The second point to make is that nothing suggests that the potential South African growth rate is high. It will take time to eliminate the lag between the development of its human capital and its relatively sophisticated physical capital. Conflicts over claims to current output are high with a consequent adverse impact on savings and investment. The state’s ability to support private enterprise without appropriate infrastructure is limited, and is not helped by the ANC’s frequent opting for complicated, rather than the simplest possible programmes and procedures.
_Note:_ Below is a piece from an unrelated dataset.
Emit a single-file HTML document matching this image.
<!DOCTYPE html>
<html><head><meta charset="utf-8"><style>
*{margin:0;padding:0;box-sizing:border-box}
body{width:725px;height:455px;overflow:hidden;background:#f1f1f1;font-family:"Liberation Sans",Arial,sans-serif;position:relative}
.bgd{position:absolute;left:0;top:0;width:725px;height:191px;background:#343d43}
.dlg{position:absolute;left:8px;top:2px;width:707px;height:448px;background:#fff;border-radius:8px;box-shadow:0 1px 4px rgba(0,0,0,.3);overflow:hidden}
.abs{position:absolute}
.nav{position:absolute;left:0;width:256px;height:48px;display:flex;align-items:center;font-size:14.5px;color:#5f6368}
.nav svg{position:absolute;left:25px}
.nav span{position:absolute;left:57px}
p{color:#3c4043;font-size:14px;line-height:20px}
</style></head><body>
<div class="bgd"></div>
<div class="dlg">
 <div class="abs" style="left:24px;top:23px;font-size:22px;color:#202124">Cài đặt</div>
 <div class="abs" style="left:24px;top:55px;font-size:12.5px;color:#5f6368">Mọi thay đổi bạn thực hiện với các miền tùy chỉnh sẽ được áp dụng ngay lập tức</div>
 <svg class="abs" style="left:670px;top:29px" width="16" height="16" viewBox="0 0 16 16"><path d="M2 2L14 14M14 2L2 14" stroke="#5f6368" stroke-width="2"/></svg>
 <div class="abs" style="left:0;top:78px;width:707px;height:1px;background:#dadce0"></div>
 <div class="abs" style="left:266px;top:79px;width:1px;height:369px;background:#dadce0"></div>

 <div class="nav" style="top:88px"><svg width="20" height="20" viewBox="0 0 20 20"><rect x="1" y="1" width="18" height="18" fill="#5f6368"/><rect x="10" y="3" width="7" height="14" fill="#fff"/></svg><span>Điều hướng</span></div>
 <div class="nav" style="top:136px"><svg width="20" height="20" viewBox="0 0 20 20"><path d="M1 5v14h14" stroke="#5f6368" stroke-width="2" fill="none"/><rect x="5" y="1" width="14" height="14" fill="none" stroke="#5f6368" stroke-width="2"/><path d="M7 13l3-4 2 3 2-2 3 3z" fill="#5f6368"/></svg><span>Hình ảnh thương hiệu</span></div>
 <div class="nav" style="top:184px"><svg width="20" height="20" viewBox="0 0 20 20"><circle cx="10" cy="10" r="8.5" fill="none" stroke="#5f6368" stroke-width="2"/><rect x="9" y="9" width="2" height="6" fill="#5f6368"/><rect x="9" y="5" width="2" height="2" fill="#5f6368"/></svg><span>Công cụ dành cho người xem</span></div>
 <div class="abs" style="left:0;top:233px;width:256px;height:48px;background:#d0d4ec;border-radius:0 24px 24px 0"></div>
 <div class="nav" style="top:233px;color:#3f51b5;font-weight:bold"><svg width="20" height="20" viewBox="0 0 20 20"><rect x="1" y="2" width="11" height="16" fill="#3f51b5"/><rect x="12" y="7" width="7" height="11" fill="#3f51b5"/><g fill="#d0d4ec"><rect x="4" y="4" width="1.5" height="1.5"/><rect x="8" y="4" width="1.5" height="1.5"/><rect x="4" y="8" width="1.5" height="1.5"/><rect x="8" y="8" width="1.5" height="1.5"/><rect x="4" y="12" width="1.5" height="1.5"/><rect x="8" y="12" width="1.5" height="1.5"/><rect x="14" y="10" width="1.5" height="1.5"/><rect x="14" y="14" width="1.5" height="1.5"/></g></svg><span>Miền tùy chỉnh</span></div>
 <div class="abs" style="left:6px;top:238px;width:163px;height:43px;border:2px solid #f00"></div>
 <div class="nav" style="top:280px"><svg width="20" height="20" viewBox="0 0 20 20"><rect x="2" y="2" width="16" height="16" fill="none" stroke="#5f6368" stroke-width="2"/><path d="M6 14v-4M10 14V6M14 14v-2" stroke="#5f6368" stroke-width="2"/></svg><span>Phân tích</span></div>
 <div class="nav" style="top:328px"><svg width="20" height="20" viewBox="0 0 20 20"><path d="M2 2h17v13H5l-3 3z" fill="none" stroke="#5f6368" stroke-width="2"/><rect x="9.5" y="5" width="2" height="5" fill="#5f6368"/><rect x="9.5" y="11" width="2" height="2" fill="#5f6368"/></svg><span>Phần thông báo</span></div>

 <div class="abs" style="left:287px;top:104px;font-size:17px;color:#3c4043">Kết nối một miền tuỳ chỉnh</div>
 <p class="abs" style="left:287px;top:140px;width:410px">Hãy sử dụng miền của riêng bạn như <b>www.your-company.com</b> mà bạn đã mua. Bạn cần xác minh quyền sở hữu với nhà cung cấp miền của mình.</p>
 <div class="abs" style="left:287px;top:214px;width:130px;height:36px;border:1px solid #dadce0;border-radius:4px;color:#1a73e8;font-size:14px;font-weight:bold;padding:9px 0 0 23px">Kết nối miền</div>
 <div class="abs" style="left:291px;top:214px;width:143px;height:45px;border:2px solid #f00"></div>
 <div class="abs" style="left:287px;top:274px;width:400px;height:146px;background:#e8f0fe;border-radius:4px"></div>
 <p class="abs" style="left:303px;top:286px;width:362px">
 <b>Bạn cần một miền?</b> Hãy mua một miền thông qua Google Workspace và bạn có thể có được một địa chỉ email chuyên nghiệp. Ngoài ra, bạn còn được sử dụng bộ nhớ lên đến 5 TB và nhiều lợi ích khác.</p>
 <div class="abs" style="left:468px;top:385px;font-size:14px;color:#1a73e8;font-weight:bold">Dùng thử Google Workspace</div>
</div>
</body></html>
To question the ability of the ANC to manage both the state apparatus and intra-ethnic conflict is not to subscribe to the “racist assumption that blacks in charge will fail sooner or later. Rather it is to assert the limits of managerial expertise presently available in government and to make the point that a certain type of “strong man” politics, characteristic of developing countries, serves to vitiate rather than build up, developmental capacity. On the positive side of the South African balance sheet are declining fertility and slowing population growth which, with a given economic growth rate means rising living standards. It will be through the steady efforts of millions of South Africans that economic growth and democracy will be slowly realised. In many areas it will be despite, rather than because of, the policies of the dominant party.